著作一覧 |
妻が途中まで観て、えらくおもしろいからお前も観ろと言うので最初から一緒に観た。映画は文句なくおもしろい(とはいうものの文句はあるので最後に吐き出しておく)。
殺人事件か自殺かが焦点の裁判の証人となる自閉症の少女(14歳くらいかな)と元人権派現拝金主義へ移行中の弁護士、冤罪製造機っぽい検事、冴えない被告のお手伝いの女性、ボケ始めているがすっとぼけたユーモアをかます弁護士の親父、弁護士との微妙な恋愛関係にある信念の人権派弁護士(勝ち目のない対企業裁判闘争中)、親がつけてくれた少女の通学のお供をしてくれる学友、少女の母親(父親はほぼ不在なのには意味があるのか?)といったいろんな要素を絶妙に織り込んで精妙に作られているのもすごいが映画としても実に抜群だった(特に最初の最初の判決後の一連の流れがうまい)。
少女がコダックのように両手を耳でふさぐシーンが何度もあるが(特に通学中に必ず吠える犬の前を通るとき)妙に印象的だ。
顔の各パーツが~のときは~という感情を示すということを示す表(母親手作り)が部屋に貼ってあるのを見て、妻がなるほど逆に自分の表情をどう作るかもわからない道理か、と言い出してなるほどの納得感。というか猫みたいだな。
同じ韓国映画のパラサイトもそうだったが、ここでも女中が出てきて重要な役回りをするのが興味深かった(とはいえサンプル2作(悪人には出てこなかったし)なので、だからどうということはないのだが、それでも普通に金持ちの家にはいるのが当然という存在なのだな)。

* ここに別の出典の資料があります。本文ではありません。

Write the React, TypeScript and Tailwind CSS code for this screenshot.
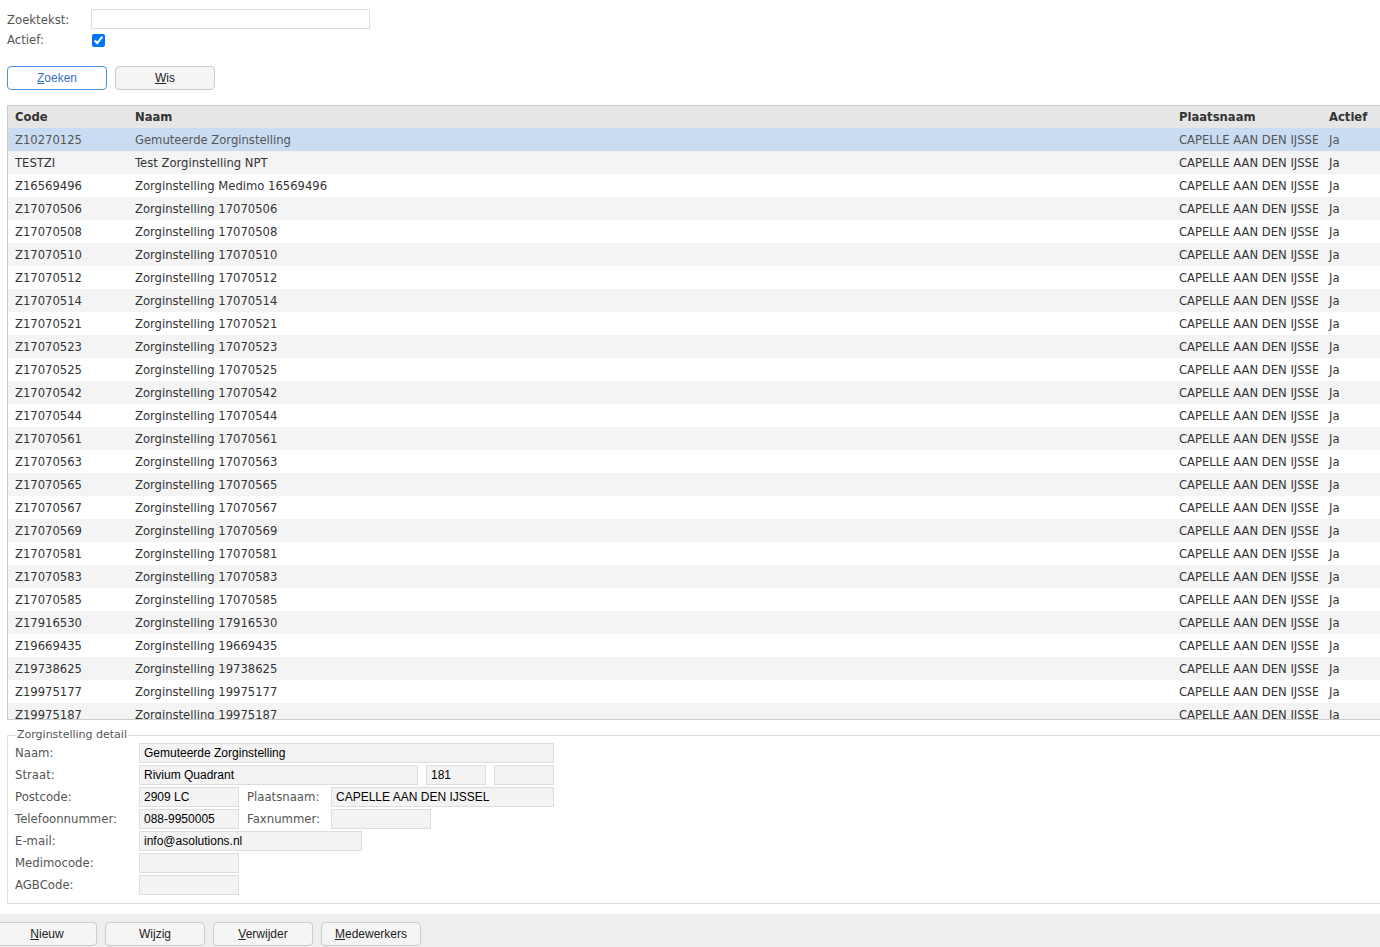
import React from "react";

const codes: [string, string][] = [
  ["Z10270125", "Gemuteerde Zorginstelling"],
  ["TESTZI", "Test Zorginstelling NPT"],
  ["Z16569496", "Zorginstelling Medimo 16569496"],
  ["Z17070506", "Zorginstelling 17070506"],
  ["Z17070508", "Zorginstelling 17070508"],
  ["Z17070510", "Zorginstelling 17070510"],
  ["Z17070512", "Zorginstelling 17070512"],
  ["Z17070514", "Zorginstelling 17070514"],
  ["Z17070521", "Zorginstelling 17070521"],
  ["Z17070523", "Zorginstelling 17070523"],
  ["Z17070525", "Zorginstelling 17070525"],
  ["Z17070542", "Zorginstelling 17070542"],
  ["Z17070544", "Zorginstelling 17070544"],
  ["Z17070561", "Zorginstelling 17070561"],
  ["Z17070563", "Zorginstelling 17070563"],
  ["Z17070565", "Zorginstelling 17070565"],
  ["Z17070567", "Zorginstelling 17070567"],
  ["Z17070569", "Zorginstelling 17070569"],
  ["Z17070581", "Zorginstelling 17070581"],
  ["Z17070583", "Zorginstelling 17070583"],
  ["Z17070585", "Zorginstelling 17070585"],
  ["Z17916530", "Zorginstelling 17916530"],
  ["Z19669435", "Zorginstelling 19669435"],
  ["Z19738625", "Zorginstelling 19738625"],
  ["Z19975177", "Zorginstelling 19975177"],
  ["Z19975187", "Zorginstelling 19975187"],
  ["Z19975199", "Zorginstelling 19975199"],
  ["Z20000001", "Zorginstelling 20000001"],
];

const dv = "font-['DejaVu_Sans',Verdana,sans-serif]";
const ar = "font-['Liberation_Sans',Arial,sans-serif]";

function Field({ w, value }: { w: string; value?: string }) {
  return (
    <div
      className={`${w} h-[20px] bg-[#f3f3f3] border border-[#dddddd] pl-[4px] flex items-center text-[12px] text-black ${ar} whitespace-nowrap overflow-hidden`}
    >
      {value}
    </div>
  );
}

function Label({ children, w = "w-[124px]" }: { children: React.ReactNode; w?: string }) {
  return <div className={`${w} pt-[1px] text-[11.7px] text-[#555] ${dv} whitespace-nowrap`}>{children}</div>;
}

function Btn({ u, rest, primary, extra = "" }: { u: string; rest: string; primary?: boolean; extra?: string }) {
  return (
    <button
      className={`w-[100px] h-[24px] rounded-[4px] text-[12px] ${ar} ${extra} ${
        primary
          ? "border border-[#4a90e2] bg-white text-[#3a6fc4]"
          : "border border-[#cccccc] bg-[#f5f5f5] text-[#222]"
      }`}
    >
      <span className="underline">{u}</span>
      {rest}
    </button>
  );
}

export default function App() {
  return (
    <div className={`w-[1380px] h-[947px] overflow-hidden bg-white flex flex-col ${dv}`}>
      <div className="pl-[7px] pt-[9px] flex flex-col">
        <div className="flex items-center h-[20px]">
          <div className="w-[84px] pt-[3px] text-[11.7px] text-[#555]">Zoektekst:</div>
          <div className="w-[279px] h-[20px] border border-[#dddddd] bg-white" />
        </div>
        <div className="flex items-center h-[22px]">
          <div className="w-[85px] pt-[2px] text-[11.7px] text-[#555]">Actief:</div>
          <input type="checkbox" defaultChecked className="w-[13px] h-[13px] m-0 accent-[#0075ff]" />
        </div>
        <div className="flex gap-[8px] mt-[15px]">
          <Btn u="Z" rest="oeken" primary />
          <Btn u="W" rest="is" />
        </div>
      </div>

      <div className="ml-[7px] mt-[15px] h-[615px] border-t border-l border-b border-[#cccccc] overflow-hidden">
        <div className="grid grid-cols-[120px_1fr_156px_52px] h-[22px] pt-[2px] bg-[#e6e6e6] items-center text-[11.6px] font-bold text-[#333]">
          <div className="pl-[7px]">Code</div>
          <div className="pl-[7px]">Naam</div>
          <div className="pl-[7px]">Plaatsnaam</div>
          <div className="pl-[1px]">Actief</div>
        </div>
        {codes.map(([c, n], i) => (
          <div
            key={c}
            className={`grid grid-cols-[120px_1fr_156px_52px] h-[23px] pt-[2px] items-center text-[11.6px] ${
              i === 0 ? "bg-[#c9dcf2] text-[#555]" : i % 2 === 1 ? "bg-[#f4f4f4] text-[#333]" : "bg-white text-[#333]"
            }`}
          >
            <div className="pl-[7px] whitespace-nowrap overflow-hidden">{c}</div>
            <div className="pl-[7px] whitespace-nowrap overflow-hidden">{n}</div>
            <div className="pl-[7px]">
              <div className="w-[139px] whitespace-nowrap overflow-hidden">CAPELLE AAN DEN IJSSEL</div>
            </div>
            <div className="pl-[1px]">Ja</div>
          </div>
        ))}
      </div>

      <fieldset className="ml-[7px] mt-[8px] border border-r-0 border-[#dddddd] pl-[7px] pb-[6px] h-[176px]">
        <legend className="ml-[1px] px-[1px] text-[11px] text-[#555] leading-[14px]">Zorginstelling detail</legend>
        <div className="flex flex-col gap-[2px] pt-[1px]">
          <div className="flex items-center">
            <Label>Naam:</Label>
            <Field w="w-[415px]" value="Gemuteerde Zorginstelling" />
          </div>
          <div className="flex items-center">
            <Label>Straat:</Label>
            <Field w="w-[279px]" value="Rivium Quadrant" />
            <div className="w-[8px]" />
            <Field w="w-[60px]" value="181" />
            <div className="w-[8px]" />
            <Field w="w-[60px]" />
          </div>
          <div className="flex items-center">
            <Label>Postcode:</Label>
            <Field w="w-[100px]" value="2909 LC" />
            <div className="w-[8px]" />
            <Label w="w-[84px]">Plaatsnaam:</Label>
            <Field w="w-[223px]" value="CAPELLE AAN DEN IJSSEL" />
          </div>
          <div className="flex items-center">
            <Label>Telefoonnummer:</Label>
            <Field w="w-[100px]" value="088-9950005" />
            <div className="w-[8px]" />
            <Label w="w-[84px]">Faxnummer:</Label>
            <Field w="w-[100px]" />
          </div>
          <div className="flex items-center">
            <Label>E-mail:</Label>
            <Field w="w-[223px]" value="info@asolutions.nl" />
          </div>
          <div className="flex items-center">
            <Label>Medimocode:</Label>
            <Field w="w-[100px]" />
          </div>
          <div className="flex items-center">
            <Label>AGBCode:</Label>
            <Field w="w-[100px]" />
          </div>
        </div>
      </fieldset>

      <div className="mt-[10px] flex-1 bg-[#eeeeee] pt-[8px] flex gap-[8px] items-start">
        <Btn u="N" rest="ieuw" extra="ml-[-3px]" />
        <button className={`w-[100px] h-[24px] rounded-[4px] text-[12px] ${ar} border border-[#cccccc] bg-[#f5f5f5] text-[#222]`}>
          Wijzig
        </button>
        <Btn u="V" rest="erwijder" />
        <Btn u="M" rest="edewerkers" />
      </div>
    </div>
  );
}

が、日本語タイトルがびっくりするくらいカスだ。おそらくオリジナルタイトルは単に「証人」で、これは極めて重大な意味を主人公の少女に与えているから、「無垢」とか頭の悪い紋切型の惹句をつけることで、あたかも高級なケーキに砂糖をぶちまけたかのようなぶち壊しとなっていて日本すごい。